余談雑談 2020年7月18日

武漢肺炎め。先立て、古い付合いの奴が営むローマ風のピッツァを食べさせる店に、一年以上振りに行ってみた。

東京でも「超」が付く一等地に構え、地元住民にも愛される店に育っていた。当然、無粋な自分は似合わぬ店であるが、何せ、40年近い付き合いだ。

元々彼は、北陸から新卒で上京し、イタリアン・レストランの超有名店に勤めた。バブルの頃は、予約の取れぬ超高級店で、芸能人やスポーツ選手を、毎回誰かしら見た記憶がある店。

経営者はローマ出身の三兄弟でイタリアに傾倒していた自分は、生意気にも有名店になる前から通い、三兄弟に可愛がられた。

何せ、イタリア料理と言えば、ミートソースにナポリタン、ピッツァでなく『ピザ』であり、アメリカ経由で広がった料理という印象の時代に、他人と違う個性をイタリア人同様に主張していた若僧の自分。

それで良いのだと承認され、年越しの常連のみのパーティーでは、一般席ではなく、末席の家族席に座らされ、お前は客じゃなく家族だと言われて泣いた記憶がある。何たって、三兄弟の誰もがタイプが違うが、超個性派揃い。

その後、ローマに行く度に、本店に顔を出すと毎回歓待してくれて、一度も金をとられたことがなかった。申し訳ないと払おうとすると真剣に怒られた。

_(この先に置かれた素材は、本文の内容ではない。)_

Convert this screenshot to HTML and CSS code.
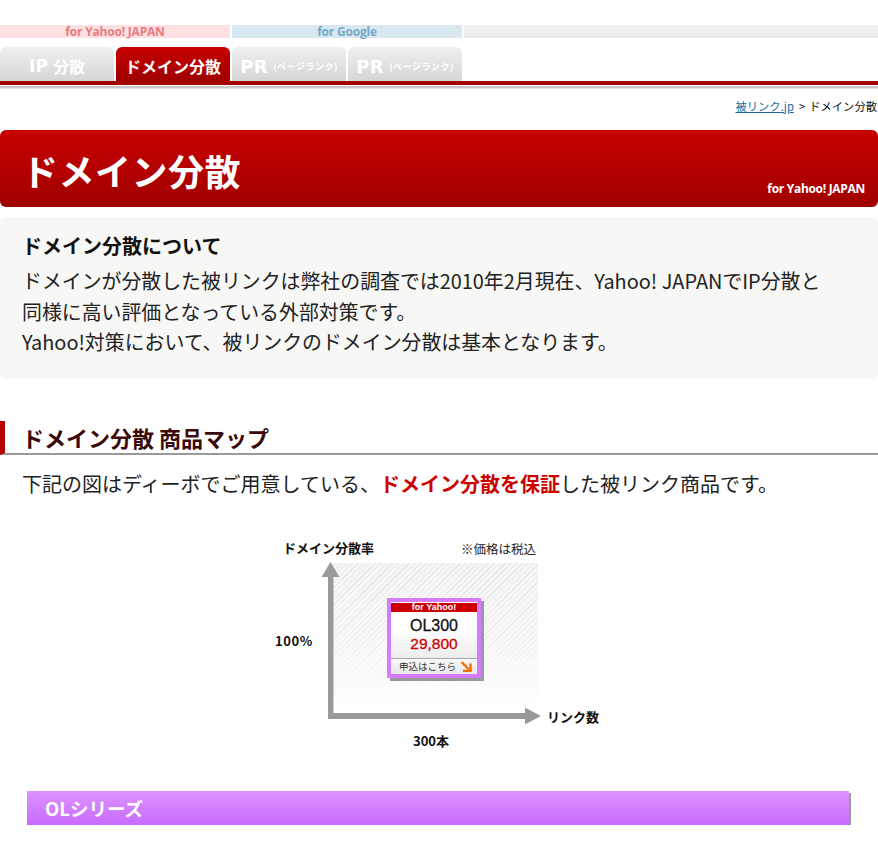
FILE: index.html
```html
<!DOCTYPE html>
<html lang="ja">
<head>
<meta charset="utf-8">
<title>ドメイン分散</title>
<link rel="stylesheet" href="styles.css">
</head>
<body>
<div class="topbar">
  <div class="seg seg-yahoo">for Yahoo! JAPAN</div>
  <div class="seg seg-google">for Google</div>
  <div class="seg seg-rest"></div>
</div>
<div class="tabs">
  <div class="tab"><span class="tab-ip">IP</span><span class="tab-jp">分散</span></div>
  <div class="tab tab-active"><span class="tab-jp">ドメイン分散</span></div>
  <div class="tab"><span class="tab-pr">PR</span><span class="tab-small">(ページランク)</span></div>
  <div class="tab"><span class="tab-pr">PR</span><span class="tab-small">(ページランク)</span></div>
</div>
<div class="redline"></div>
<div class="grayline"></div>

<div class="breadcrumb"><a href="#" class="crumb-link">被リンク.jp</a><span class="crumb-sep">&gt;</span>ドメイン分散</div>

<div class="banner">
  <h1 class="banner-title">ドメイン分散</h1>
  <div class="banner-sub">for Yahoo! JAPAN</div>
</div>

<div class="about">
  <h2 class="about-title">ドメイン分散について</h2>
  <p class="about-text">ドメインが分散した被リンクは弊社の調査では2010年2月現在、Yahoo! JAPANでIP分散と<br>同様に高い評価となっている外部対策です。<br>Yahoo!対策において、被リンクのドメイン分散は基本となります。</p>
</div>

<h2 class="section-title">ドメイン分散 商品マップ</h2>
<p class="lead">下記の図はディーボでご用意している、<strong class="em">ドメイン分散を保証</strong>した被リンク商品です。</p>

<div class="chart">
  <div class="chart-ylabel">ドメイン分散率</div>
  <div class="chart-note">※価格は税込</div>
  <div class="chart-area"></div>
  <svg class="chart-axes" width="340" height="225" viewBox="0 0 340 225">
    <rect x="58" y="45" width="5.5" height="143" fill="#999"/>
    <polygon points="51.5,46 69.5,46 60.5,31" fill="#999"/>
    <rect x="58" y="182" width="199" height="6" fill="#999"/>
    <polygon points="255,176.5 255,193.5 271,185" fill="#999"/>
  </svg>
  <div class="chart-y100">100%</div>
  <div class="chart-xlabel">リンク数</div>
  <div class="chart-x300">300本</div>
  <div class="card">
    <div class="card-head">for Yahoo!</div>
    <div class="card-body">
      <div class="card-name">OL300</div>
      <div class="card-price">29,800</div>
    </div>
    <div class="card-foot">申込はこちら
      <svg class="card-arrow" width="12" height="11" viewBox="0 0 12 11"><path d="M1.5 1 L9 8.5" stroke="#f07000" stroke-width="2.4" fill="none"/><path d="M10.5 2.5 V10 H3" stroke="#f07000" stroke-width="2.4" fill="none"/></svg>
    </div>
  </div>
</div>

<div class="series">OLシリーズ</div>
</body>
</html>
```
FILE: styles.css
```css
html, body {
  margin: 0;
  padding: 0;
  background: #fff;
}
body {
  font-family: "Noto Sans CJK JP", "Noto Sans", sans-serif;
  color: #111;
  overflow-x: hidden;
  width: 878px;
}

/* top bar */
.topbar {
  margin-top: 25px;
  display: flex;
  gap: 2px;
  height: 13px;
}
.seg {
  width: 230px;
  font-family: "Open Sans", "Liberation Sans", sans-serif;
  font-weight: 700;
  font-size: 12px;
  line-height: 13px;
  text-align: center;
  letter-spacing: -0.2px;
}
.seg-yahoo { background: #fde1e2; color: #e97b7f; }
.seg-google { background: #d9e8f0; color: #77a9c9; }
.seg-rest { flex: 1; background: linear-gradient(#f3f3f3, #e9e9e9); }

/* tabs */
.tabs {
  margin-top: 9px;
  display: flex;
  gap: 2px;
  height: 34px;
}
.tab {
  width: 114px;
  height: 34px;
  border-radius: 6px 6px 0 0;
  background: linear-gradient(#efefef, #d6d6d6);
  display: flex;
  align-items: center;
  justify-content: center;
  gap: 5px;
  padding-top: 4px;
  box-sizing: border-box;
  color: #fff;
  font-weight: 700;
}
.tab-active {
  background: linear-gradient(#c90000, #a00000);
}
.tab-ip {
  font-family: "DejaVu Sans", "Liberation Sans", sans-serif;
  font-weight: 700;
  font-size: 17px;
}
.tab-jp {
  font-size: 16px;
  line-height: 20px;
}
.tab-pr {
  font-family: "DejaVu Sans", "Liberation Sans", sans-serif;
  font-weight: 700;
  font-size: 18px;
  letter-spacing: 0.5px;
}
.tab-small {
  font-size: 9px;
  letter-spacing: 0.5px;
}
.redline {
  height: 4px;
  background: #a30000;
}
.grayline {
  margin-top: 1px;
  height: 2px;
  background: #c8c8c8;
  border-bottom: 1px solid #e4e4e4;
}

/* breadcrumb */
.breadcrumb {
  margin-top: 10px;
  margin-right: 1px;
  text-align: right;
  font-size: 11.3px;
  line-height: 14px;
  color: #111;
  white-space: nowrap;
}
.crumb-link {
  color: #1d6a9a;
  text-decoration: underline;
}
.crumb-sep {
  margin: 0 4px 0 5px;
}

/* banner */
.banner {
  margin-top: 17px;
  height: 77px;
  border-radius: 6px;
  background: linear-gradient(#c80000, #a00000);
  display: flex;
  justify-content: space-between;
  align-items: flex-start;
  padding: 0 13px 0 22px;
  box-sizing: border-box;
  color: #fff;
}
.banner-title {
  margin: 0;
  padding-top: 18px;
  font-size: 36px;
  line-height: 44px;
  font-weight: 700;
  letter-spacing: 0.5px;
}
.banner-sub {
  align-self: flex-end;
  margin-bottom: 11px;
  font-family: "Open Sans", "Liberation Sans", sans-serif;
  font-weight: 700;
  font-size: 12px;
  line-height: 14px;
  letter-spacing: -0.3px;
}

/* about box */
.about {
  margin-top: 10px;
  background: #f7f7f5;
  border-radius: 6px;
  padding: 15px 22px 21px;
}
.about-title {
  margin: 0 0 6px;
  font-size: 20px;
  line-height: 28px;
  font-weight: 700;
  color: #111;
}
.about-text {
  margin: 0;
  font-size: 19.9px;
  line-height: 30.5px;
  color: #222;
}

/* section */
.section-title {
  margin: 42px 0 0;
  height: 32px;
  border-left: 5px solid #b80000;
  border-bottom: 2px solid #9a9a9a;
  padding-left: 17px;
  font-size: 22px;
  line-height: 32px;
  font-weight: 700;
  color: #3a0a0a;
}
.lead {
  margin: 14px 0 0 22px;
  font-size: 20px;
  line-height: 30px;
  color: #222;
}
.em {
  color: #cc0000;
  font-weight: 700;
}

/* chart diagram */
.chart {
  position: relative;
  margin: 32px 0 0 270px;
  width: 340px;
  height: 225px;
}
.chart-ylabel {
  position: absolute;
  left: 13px;
  top: 8px;
  font-size: 13px;
  line-height: 18px;
  font-weight: 700;
  color: #111;
}
.chart-note {
  position: absolute;
  left: 191px;
  top: 9px;
  font-size: 12.5px;
  line-height: 18px;
  color: #222;
}
.chart-area {
  position: absolute;
  left: 61px;
  top: 32px;
  width: 207px;
  height: 148px;
  background:
    linear-gradient(rgba(255,255,255,0) 0%, rgba(255,255,255,0.3) 50%, #fff 100%),
    repeating-linear-gradient(135deg, #f6f6f6 0 3px, #e6e6e6 3px 4px);
}
.chart-axes {
  position: absolute;
  left: 0;
  top: 0;
}
.chart-y100 {
  position: absolute;
  left: 5px;
  top: 101px;
  font-size: 13px;
  line-height: 18px;
  font-weight: 700;
  letter-spacing: 0.6px;
}
.chart-xlabel {
  position: absolute;
  left: 277px;
  top: 177px;
  font-size: 13px;
  line-height: 18px;
  font-weight: 700;
}
.chart-x300 {
  position: absolute;
  left: 143px;
  top: 201px;
  font-size: 13px;
  line-height: 18px;
  font-weight: 700;
}

.card {
  position: absolute;
  left: 117px;
  top: 67px;
  width: 86px;
  height: 72px;
  border: 4px solid #d67dff;
  background: #fff;
  box-shadow: 3px 3px 0 #9a9a9a;
  display: flex;
  flex-direction: column;
  font-family: "Liberation Sans", Arial, sans-serif;
}
.card-head {
  margin-top: 1px;
  height: 9px;
  background: #cc0000;
  color: #fff;
  font-size: 9px;
  font-weight: 700;
  line-height: 9px;
  text-align: center;
}
.card-body {
  flex: 1;
  background: linear-gradient(#fff 40%, #ececec);
  text-align: center;
  border-bottom: 1px solid #a8a8a8;
  padding-top: 5px;
}
.card-name {
  font-size: 16px;
  line-height: 18px;
  color: #111;
  -webkit-text-stroke: 0.3px #111;
}
.card-price {
  font-size: 15.5px;
  line-height: 18px;
  color: #cc0000;
  -webkit-text-stroke: 0.3px #cc0000;
}
.card-foot {
  height: 15px;
  background: linear-gradient(#f8f8f8, #e8e8e8);
  font-family: "Noto Sans CJK JP", sans-serif;
  font-size: 9.5px;
  line-height: 15px;
  color: #333;
  display: flex;
  align-items: center;
  padding-left: 8px;
  gap: 4px;
}
.card-arrow {
  display: block;
}

/* series bar */
.series {
  margin: 35px 0 0 27px;
  width: 822px;
  height: 34px;
  background: linear-gradient(#dd93ff, #c86bff);
  box-shadow: 2px 2px 0 #9a9a9a;
  color: #fff;
  font-weight: 700;
  font-size: 18.5px;
  line-height: 34px;
  padding-left: 18px;
  box-sizing: border-box;
}
```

良いか、東京は支店で家賃も高いが、ここは本店というか、自分の家だ。お前は、自分の家に友達を呼んで金をとるのか、と。

今はピザ屋のオーナーも、頬が赤い朴訥な青年で、自分のことを特別な存在だと思っていたらしい。

普通、超VIPは、下へも置かぬ接客で、「社長」とか「先生」と呼ばれて、さも当然というスタンスの方々というイメージだった。

ところが、自分はまったく真逆の接客であった。とてもフランクで、家族的接し方で、従業員からも同じ接客を受けていた。実は、それがイタリア的な最高級のもてなしなんですと語ったピッツァ屋オーナー。

だから、年齢に関係なく、あのレストランでは、超VIPだったんですと笑っていた。

今や立派なピザ屋の親父になった彼が、ポツンと寂しそうに言った。80代後半で残っていた三兄弟の次男坊が、武漢肺炎で亡くなっていたと。

最後にイタリアに行ってから四半世紀が経ち、有名イタリアンも10年以上前に経営権を全く無知な成上りに売り払った。

それ以降、三兄弟には誰にも会えず、長男と三男坊は既に他界したと知っていた。

そして最後に残っていた次男坊さえも、今回亡くなり、これである意味、自分の中で、一つの時代が完全に終焉を迎えたと感じた。

骨折はするし、今年はどこにも旅に出ていない自分。ウィルスは変化を遂げ続けて、再流行だ。もう、イタリア訪問はあきらめた。

でも、せめて、国内旅行にはひっそりとでも行きたいものだ。